- Task objective -
Scan the data below and report how many lines include the word "page". Nothing else is wanted.

*** Record list

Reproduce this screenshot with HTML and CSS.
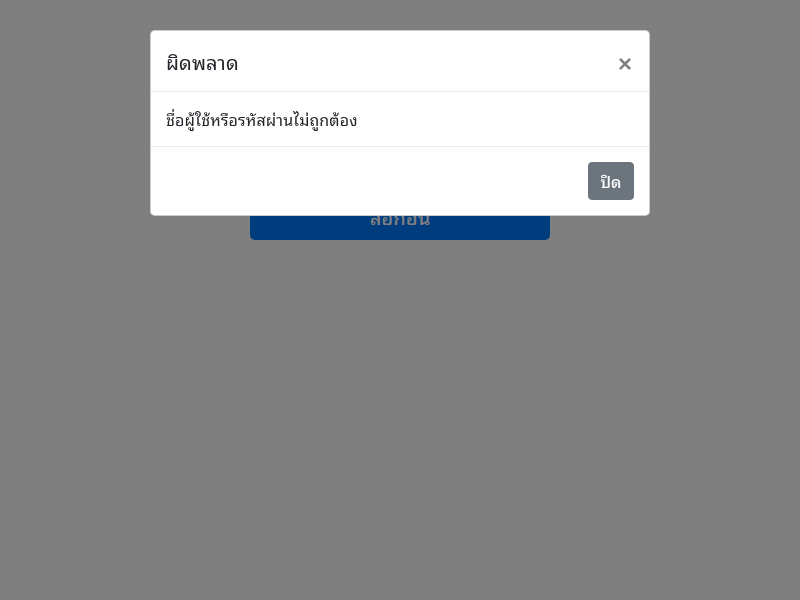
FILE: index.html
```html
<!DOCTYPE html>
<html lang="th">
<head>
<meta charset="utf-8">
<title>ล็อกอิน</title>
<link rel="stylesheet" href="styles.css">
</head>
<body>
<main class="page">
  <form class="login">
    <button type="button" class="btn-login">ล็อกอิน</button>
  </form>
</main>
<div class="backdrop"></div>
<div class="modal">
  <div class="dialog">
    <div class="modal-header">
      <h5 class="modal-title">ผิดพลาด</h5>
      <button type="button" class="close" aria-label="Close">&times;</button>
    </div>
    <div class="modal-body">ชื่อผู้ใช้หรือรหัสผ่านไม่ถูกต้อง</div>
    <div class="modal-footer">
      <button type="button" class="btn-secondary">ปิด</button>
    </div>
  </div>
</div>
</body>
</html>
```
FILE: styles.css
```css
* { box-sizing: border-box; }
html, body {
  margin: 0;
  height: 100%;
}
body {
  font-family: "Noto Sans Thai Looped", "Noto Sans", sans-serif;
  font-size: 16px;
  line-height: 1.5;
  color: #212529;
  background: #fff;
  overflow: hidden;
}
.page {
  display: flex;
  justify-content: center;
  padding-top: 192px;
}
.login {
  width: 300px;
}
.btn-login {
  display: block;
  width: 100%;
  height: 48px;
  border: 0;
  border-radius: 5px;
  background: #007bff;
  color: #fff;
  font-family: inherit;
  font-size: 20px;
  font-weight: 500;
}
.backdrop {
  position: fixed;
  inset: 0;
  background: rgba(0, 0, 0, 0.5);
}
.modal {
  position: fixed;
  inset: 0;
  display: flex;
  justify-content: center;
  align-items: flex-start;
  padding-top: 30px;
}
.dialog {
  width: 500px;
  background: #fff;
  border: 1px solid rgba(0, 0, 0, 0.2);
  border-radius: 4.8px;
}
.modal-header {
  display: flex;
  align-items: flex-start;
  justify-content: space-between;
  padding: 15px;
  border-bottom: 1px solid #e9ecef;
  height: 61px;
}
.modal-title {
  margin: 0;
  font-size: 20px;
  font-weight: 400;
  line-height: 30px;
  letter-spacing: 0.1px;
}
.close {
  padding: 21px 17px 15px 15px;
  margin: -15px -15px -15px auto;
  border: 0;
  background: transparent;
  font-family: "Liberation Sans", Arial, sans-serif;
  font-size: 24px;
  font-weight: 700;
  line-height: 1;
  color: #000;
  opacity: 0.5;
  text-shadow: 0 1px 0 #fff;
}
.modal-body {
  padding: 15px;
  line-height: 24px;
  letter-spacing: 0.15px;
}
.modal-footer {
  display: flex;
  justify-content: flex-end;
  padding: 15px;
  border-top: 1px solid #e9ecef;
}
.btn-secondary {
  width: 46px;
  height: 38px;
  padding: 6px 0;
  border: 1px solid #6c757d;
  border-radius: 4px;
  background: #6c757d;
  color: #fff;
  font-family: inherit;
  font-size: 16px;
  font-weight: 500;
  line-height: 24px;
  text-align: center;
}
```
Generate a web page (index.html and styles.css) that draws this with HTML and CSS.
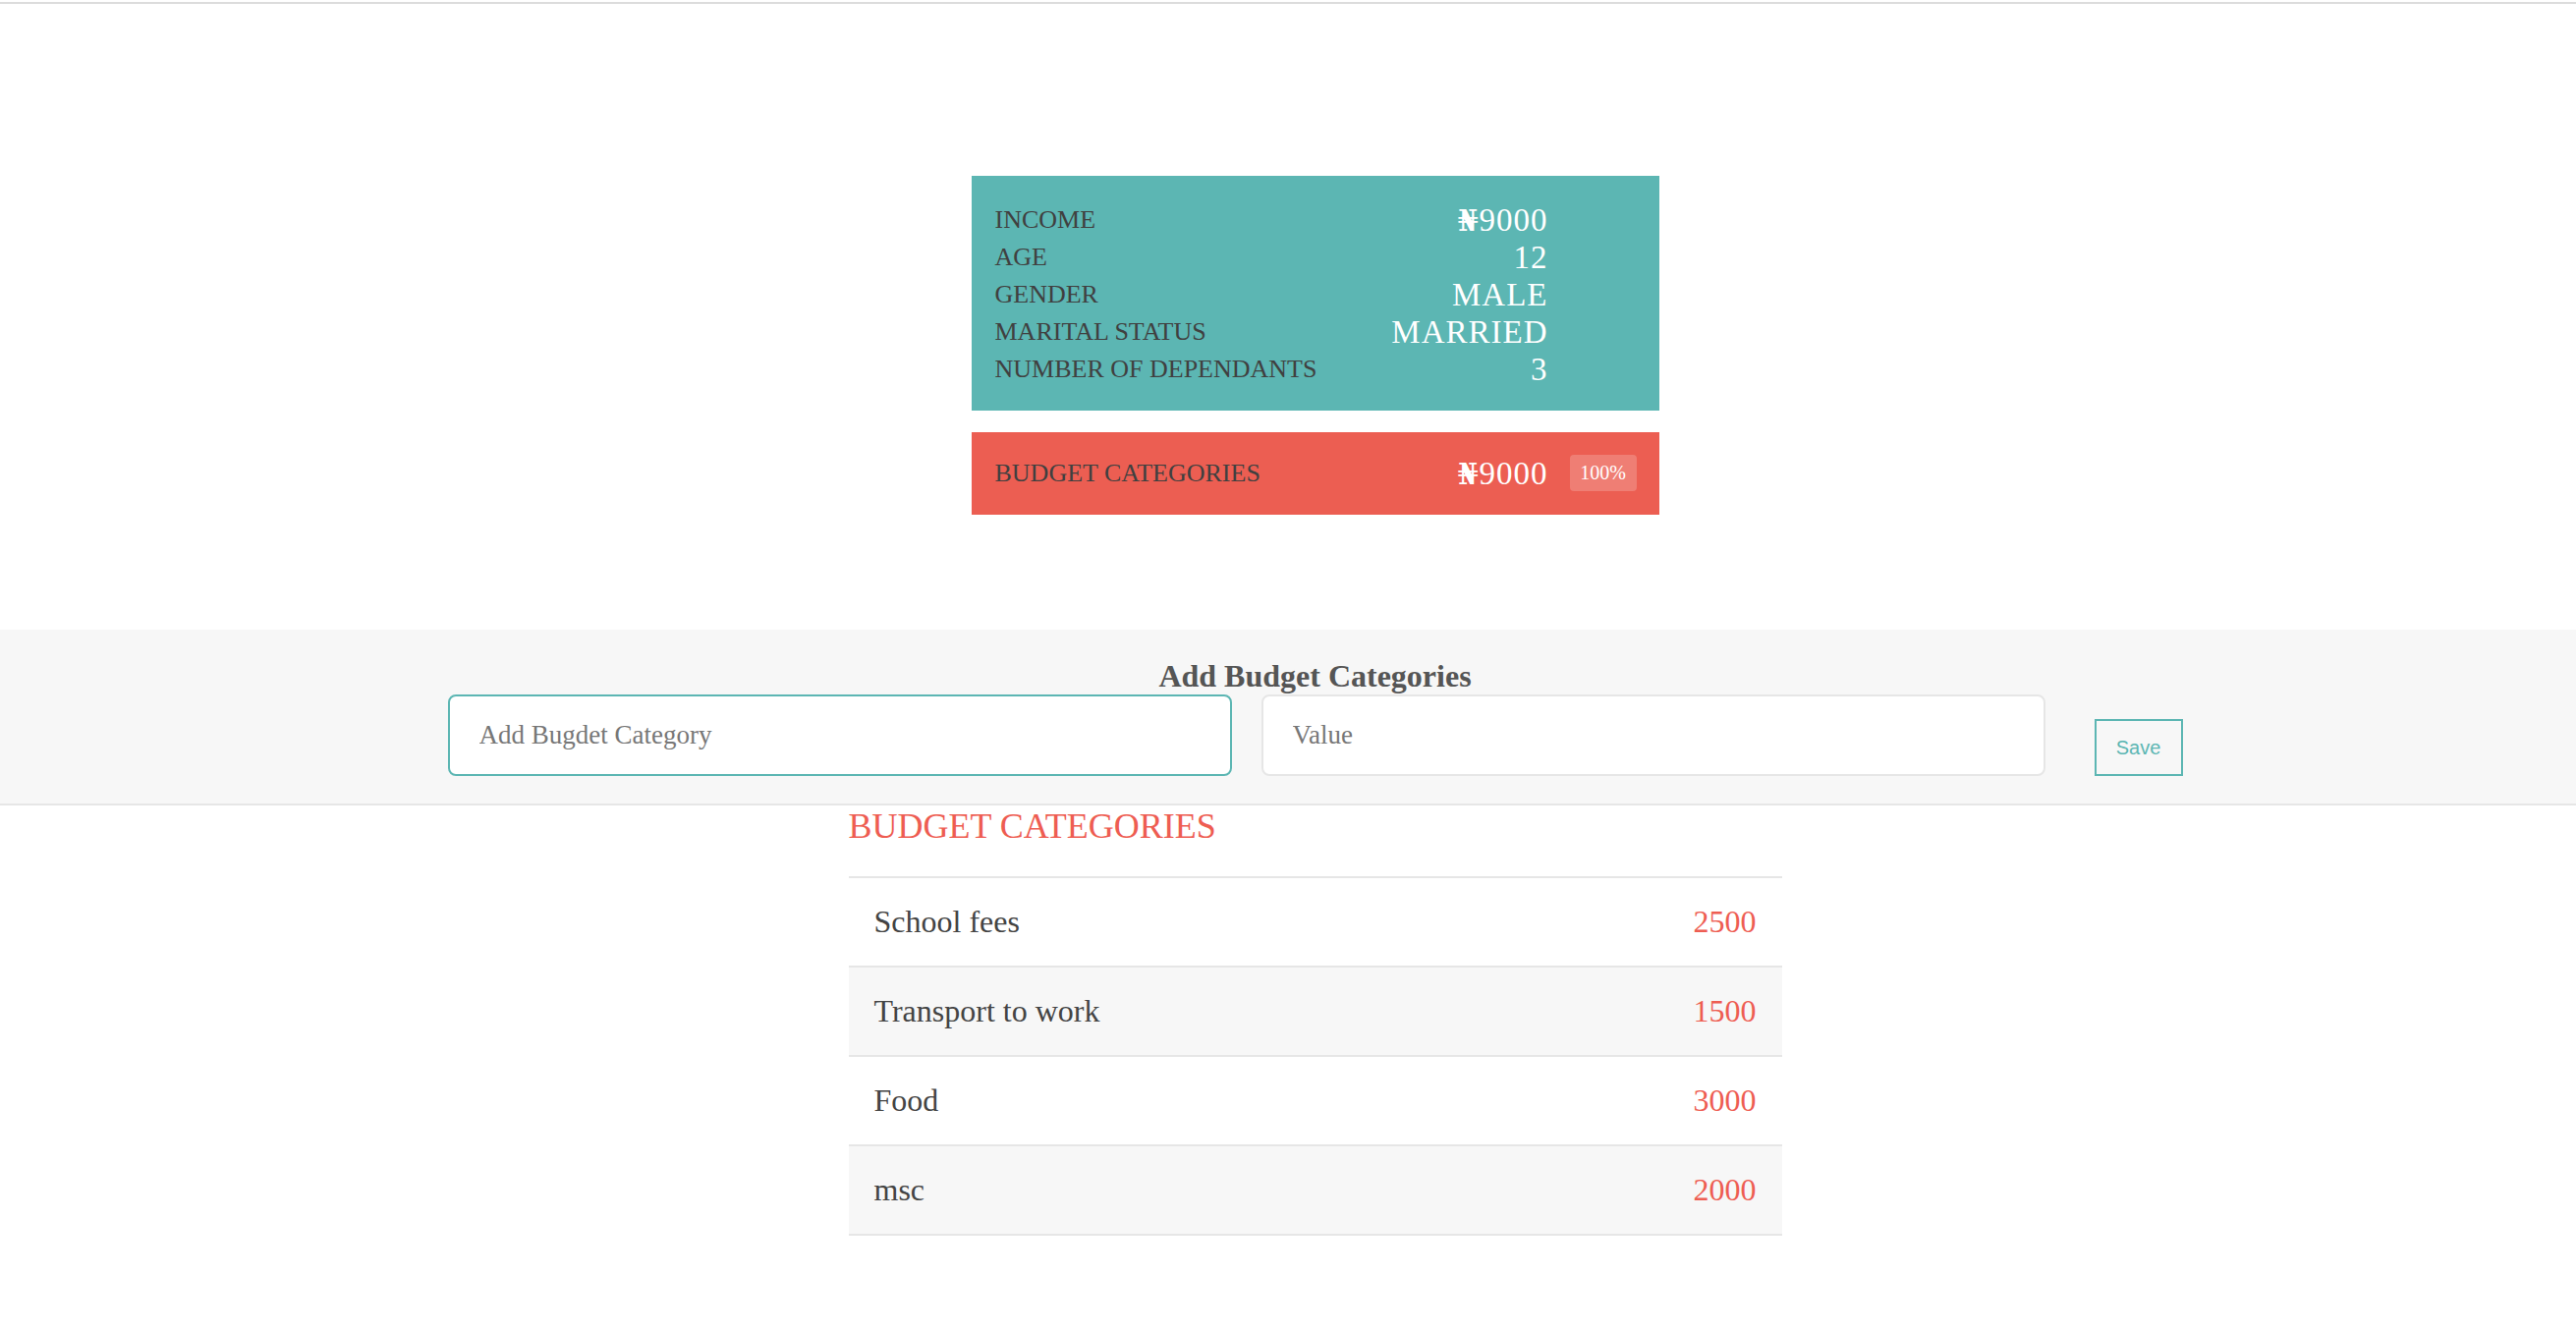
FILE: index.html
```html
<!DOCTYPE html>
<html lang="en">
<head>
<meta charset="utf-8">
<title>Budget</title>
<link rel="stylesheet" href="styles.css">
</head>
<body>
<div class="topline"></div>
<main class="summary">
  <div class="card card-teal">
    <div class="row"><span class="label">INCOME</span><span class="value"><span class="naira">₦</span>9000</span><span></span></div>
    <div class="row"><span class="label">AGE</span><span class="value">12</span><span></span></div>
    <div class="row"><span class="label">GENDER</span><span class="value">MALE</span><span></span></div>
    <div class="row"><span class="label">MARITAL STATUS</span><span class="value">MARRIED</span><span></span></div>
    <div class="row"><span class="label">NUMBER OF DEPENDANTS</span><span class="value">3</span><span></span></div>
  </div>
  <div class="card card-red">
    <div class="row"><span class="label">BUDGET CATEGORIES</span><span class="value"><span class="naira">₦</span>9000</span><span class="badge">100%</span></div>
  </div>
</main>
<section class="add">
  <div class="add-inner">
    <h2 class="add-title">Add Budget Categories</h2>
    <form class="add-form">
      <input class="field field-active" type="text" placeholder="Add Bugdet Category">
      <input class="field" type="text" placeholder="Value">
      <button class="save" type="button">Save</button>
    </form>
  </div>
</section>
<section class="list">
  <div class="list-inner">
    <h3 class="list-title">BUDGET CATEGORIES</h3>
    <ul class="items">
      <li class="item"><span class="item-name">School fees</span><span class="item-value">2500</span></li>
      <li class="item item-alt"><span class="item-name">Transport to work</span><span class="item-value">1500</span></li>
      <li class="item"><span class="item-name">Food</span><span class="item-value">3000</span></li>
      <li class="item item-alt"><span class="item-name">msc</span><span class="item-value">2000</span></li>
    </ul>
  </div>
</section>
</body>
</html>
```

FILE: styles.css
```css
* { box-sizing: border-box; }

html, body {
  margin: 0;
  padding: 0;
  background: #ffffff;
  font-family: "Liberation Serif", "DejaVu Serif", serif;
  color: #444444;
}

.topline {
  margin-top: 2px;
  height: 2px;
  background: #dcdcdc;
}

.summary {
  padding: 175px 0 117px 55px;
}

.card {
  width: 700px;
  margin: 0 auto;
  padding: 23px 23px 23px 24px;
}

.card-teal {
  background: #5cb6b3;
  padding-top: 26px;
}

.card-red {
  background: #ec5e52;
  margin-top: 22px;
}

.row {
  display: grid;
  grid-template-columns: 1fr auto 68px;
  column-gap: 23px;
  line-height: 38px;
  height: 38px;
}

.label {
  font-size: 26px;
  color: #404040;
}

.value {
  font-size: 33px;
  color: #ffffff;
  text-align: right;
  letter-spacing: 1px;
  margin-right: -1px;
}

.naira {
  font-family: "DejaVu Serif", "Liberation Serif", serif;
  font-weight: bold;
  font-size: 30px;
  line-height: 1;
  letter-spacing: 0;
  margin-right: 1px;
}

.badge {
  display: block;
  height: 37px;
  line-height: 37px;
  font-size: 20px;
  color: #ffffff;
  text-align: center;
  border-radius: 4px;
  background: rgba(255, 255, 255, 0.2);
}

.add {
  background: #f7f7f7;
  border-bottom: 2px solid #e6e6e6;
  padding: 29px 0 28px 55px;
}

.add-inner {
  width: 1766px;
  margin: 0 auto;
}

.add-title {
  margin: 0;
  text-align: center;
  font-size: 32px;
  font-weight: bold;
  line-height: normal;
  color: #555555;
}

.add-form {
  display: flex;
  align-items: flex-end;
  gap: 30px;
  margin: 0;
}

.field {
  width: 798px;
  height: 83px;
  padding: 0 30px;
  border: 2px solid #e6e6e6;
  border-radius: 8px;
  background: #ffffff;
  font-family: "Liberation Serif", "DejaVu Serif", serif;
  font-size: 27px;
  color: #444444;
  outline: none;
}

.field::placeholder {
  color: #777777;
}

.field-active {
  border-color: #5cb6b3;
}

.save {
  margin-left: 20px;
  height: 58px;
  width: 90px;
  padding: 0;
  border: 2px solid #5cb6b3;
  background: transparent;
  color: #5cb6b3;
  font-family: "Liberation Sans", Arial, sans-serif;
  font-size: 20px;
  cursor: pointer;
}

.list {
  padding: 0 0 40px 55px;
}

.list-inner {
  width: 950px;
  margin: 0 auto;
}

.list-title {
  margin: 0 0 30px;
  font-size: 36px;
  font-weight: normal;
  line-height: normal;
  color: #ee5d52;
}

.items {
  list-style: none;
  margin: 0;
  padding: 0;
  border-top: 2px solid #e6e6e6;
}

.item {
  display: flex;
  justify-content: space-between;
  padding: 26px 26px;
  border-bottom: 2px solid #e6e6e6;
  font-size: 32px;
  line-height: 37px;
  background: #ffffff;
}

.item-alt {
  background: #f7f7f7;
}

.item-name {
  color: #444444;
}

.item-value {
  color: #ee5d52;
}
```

******

- Result of the exercise -
3